→ REQUIRED WORK:
Keep only the lines of the listing that include the word "index", and copy them.

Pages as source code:
· · · · ·

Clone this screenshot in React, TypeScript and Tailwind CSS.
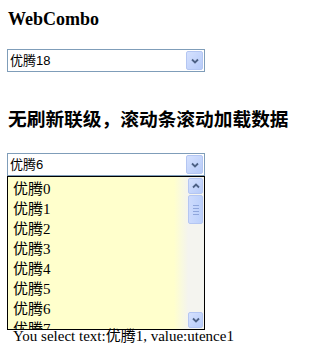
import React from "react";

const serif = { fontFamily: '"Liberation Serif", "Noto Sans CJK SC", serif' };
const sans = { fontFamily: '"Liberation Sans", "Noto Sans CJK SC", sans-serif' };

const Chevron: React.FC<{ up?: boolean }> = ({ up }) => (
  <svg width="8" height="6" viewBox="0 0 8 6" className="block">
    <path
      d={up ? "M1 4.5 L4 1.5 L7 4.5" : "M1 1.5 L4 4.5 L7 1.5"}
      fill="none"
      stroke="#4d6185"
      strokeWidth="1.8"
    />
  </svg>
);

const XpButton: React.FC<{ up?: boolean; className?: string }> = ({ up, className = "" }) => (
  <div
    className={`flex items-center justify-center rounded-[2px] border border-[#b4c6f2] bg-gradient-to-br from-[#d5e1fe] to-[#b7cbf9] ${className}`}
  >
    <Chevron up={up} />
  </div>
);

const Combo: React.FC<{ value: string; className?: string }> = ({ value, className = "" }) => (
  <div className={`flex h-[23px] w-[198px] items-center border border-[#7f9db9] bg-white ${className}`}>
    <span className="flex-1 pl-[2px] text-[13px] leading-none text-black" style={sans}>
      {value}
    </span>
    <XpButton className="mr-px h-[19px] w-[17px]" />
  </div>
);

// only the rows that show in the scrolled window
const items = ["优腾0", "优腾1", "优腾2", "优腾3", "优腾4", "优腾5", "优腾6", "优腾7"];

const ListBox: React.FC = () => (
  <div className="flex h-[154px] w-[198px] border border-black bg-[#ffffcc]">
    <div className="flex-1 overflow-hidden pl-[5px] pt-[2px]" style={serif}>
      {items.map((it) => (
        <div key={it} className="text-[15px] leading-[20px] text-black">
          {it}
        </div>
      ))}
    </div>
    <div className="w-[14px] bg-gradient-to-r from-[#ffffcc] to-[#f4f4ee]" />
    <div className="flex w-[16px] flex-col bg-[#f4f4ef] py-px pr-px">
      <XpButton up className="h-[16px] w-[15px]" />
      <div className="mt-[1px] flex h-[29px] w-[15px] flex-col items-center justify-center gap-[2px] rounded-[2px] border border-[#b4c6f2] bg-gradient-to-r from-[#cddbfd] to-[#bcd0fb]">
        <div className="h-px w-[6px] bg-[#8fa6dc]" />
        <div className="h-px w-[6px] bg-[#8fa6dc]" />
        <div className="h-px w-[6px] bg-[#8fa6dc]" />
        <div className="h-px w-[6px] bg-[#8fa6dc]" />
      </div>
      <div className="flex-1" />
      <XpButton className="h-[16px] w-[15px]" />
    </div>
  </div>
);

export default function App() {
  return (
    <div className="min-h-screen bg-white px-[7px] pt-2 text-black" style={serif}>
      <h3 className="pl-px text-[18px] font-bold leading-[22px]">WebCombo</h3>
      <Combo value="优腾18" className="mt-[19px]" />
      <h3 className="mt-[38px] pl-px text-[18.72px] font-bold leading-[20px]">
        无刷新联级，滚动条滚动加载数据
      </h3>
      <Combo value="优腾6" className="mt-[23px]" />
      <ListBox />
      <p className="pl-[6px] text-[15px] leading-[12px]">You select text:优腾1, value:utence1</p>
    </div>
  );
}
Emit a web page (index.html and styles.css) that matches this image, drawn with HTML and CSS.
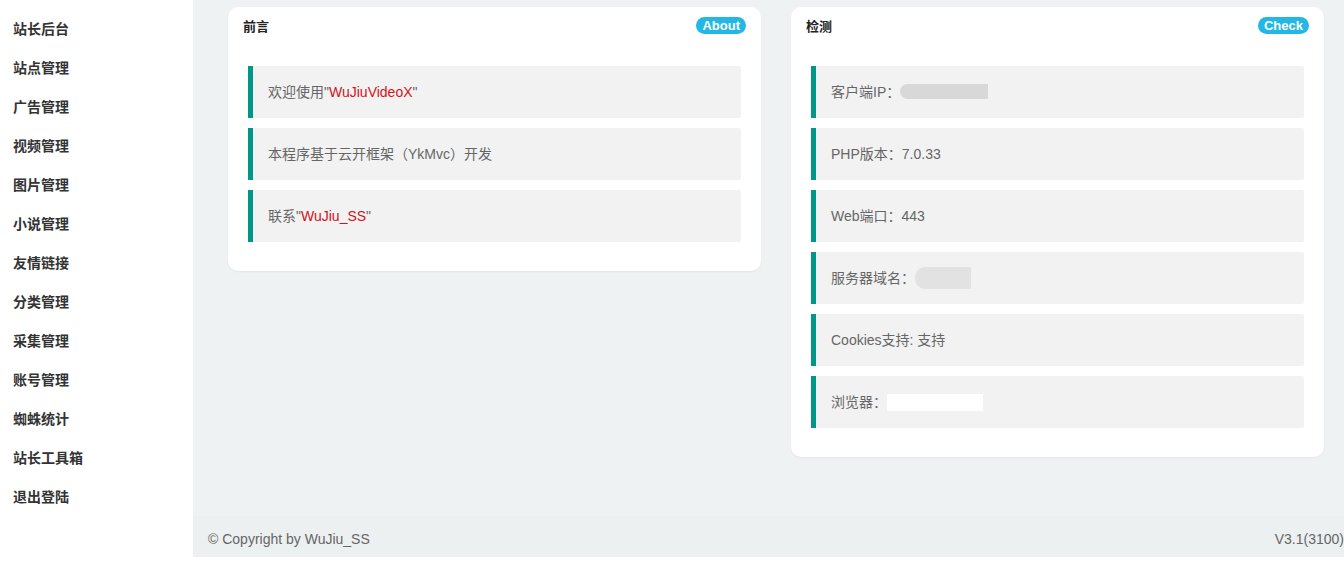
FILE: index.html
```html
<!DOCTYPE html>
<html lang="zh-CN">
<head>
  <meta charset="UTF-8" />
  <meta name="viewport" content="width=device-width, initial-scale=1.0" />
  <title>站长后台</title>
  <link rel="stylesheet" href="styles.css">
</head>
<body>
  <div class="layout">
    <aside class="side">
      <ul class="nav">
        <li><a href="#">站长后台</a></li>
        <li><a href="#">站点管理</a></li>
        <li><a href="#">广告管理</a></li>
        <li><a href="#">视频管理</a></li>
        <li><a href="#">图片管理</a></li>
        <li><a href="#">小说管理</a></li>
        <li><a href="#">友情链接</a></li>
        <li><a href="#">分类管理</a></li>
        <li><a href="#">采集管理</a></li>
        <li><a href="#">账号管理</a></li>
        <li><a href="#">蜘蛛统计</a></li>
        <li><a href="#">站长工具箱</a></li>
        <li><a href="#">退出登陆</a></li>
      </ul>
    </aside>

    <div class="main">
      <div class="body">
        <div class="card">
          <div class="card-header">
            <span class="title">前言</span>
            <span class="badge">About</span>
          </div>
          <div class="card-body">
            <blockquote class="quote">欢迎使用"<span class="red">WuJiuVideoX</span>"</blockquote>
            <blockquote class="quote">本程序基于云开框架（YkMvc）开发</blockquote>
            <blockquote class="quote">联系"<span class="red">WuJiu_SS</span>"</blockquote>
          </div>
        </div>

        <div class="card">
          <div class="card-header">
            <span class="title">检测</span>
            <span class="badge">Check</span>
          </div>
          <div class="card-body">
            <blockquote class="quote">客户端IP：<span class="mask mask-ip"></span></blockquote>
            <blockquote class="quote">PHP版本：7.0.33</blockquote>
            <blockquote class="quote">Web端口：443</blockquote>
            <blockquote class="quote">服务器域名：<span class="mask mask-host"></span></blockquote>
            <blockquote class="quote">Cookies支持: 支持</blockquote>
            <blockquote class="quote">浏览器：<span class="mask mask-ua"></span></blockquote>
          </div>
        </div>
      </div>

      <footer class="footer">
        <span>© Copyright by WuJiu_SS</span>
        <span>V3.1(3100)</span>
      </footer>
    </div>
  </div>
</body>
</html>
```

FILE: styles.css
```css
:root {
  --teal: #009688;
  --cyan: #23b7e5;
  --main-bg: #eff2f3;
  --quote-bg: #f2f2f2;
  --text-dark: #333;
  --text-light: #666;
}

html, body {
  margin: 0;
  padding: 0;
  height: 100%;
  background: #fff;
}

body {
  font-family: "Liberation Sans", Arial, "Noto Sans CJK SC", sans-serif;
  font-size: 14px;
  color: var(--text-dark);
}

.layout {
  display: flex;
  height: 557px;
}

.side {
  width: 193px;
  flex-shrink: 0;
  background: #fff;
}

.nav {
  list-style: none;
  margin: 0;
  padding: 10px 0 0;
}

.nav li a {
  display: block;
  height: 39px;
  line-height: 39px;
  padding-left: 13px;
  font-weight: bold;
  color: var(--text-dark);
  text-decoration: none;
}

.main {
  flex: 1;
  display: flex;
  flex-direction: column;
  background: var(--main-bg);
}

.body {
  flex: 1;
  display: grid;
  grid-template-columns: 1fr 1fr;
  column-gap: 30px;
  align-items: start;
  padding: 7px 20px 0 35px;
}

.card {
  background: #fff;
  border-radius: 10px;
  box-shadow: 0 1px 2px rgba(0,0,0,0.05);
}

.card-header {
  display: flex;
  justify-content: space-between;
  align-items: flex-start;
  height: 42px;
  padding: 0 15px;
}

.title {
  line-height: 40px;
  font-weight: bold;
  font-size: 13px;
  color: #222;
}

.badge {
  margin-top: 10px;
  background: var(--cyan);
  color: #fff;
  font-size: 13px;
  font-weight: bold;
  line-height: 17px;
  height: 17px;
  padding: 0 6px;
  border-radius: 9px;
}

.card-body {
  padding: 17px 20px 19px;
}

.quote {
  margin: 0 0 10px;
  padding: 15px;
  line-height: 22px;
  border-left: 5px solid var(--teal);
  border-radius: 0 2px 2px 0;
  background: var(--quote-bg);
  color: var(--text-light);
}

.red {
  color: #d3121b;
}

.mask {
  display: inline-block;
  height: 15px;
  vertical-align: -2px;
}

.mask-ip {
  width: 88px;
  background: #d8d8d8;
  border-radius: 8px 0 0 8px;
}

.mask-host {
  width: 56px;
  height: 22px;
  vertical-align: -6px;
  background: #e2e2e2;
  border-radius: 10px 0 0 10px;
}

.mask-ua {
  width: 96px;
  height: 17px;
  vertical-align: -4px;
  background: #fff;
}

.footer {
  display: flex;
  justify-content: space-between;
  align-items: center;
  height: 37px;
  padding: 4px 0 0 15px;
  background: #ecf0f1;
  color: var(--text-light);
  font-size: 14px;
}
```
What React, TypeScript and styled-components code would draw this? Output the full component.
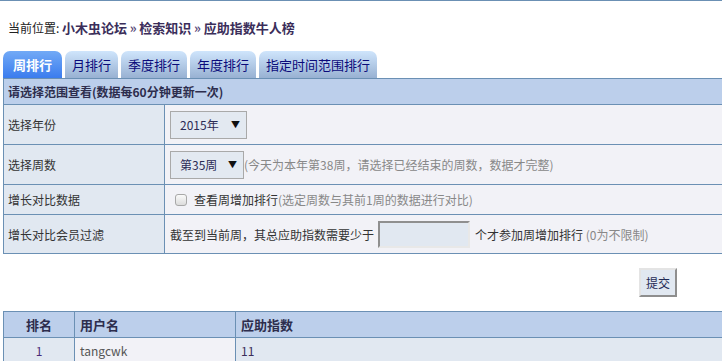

· · · · ·

→ REPLY TO THE EXERCISE:
Emit a web page (index.html and styles.css) that matches this image, drawn with HTML and CSS.
FILE: index.html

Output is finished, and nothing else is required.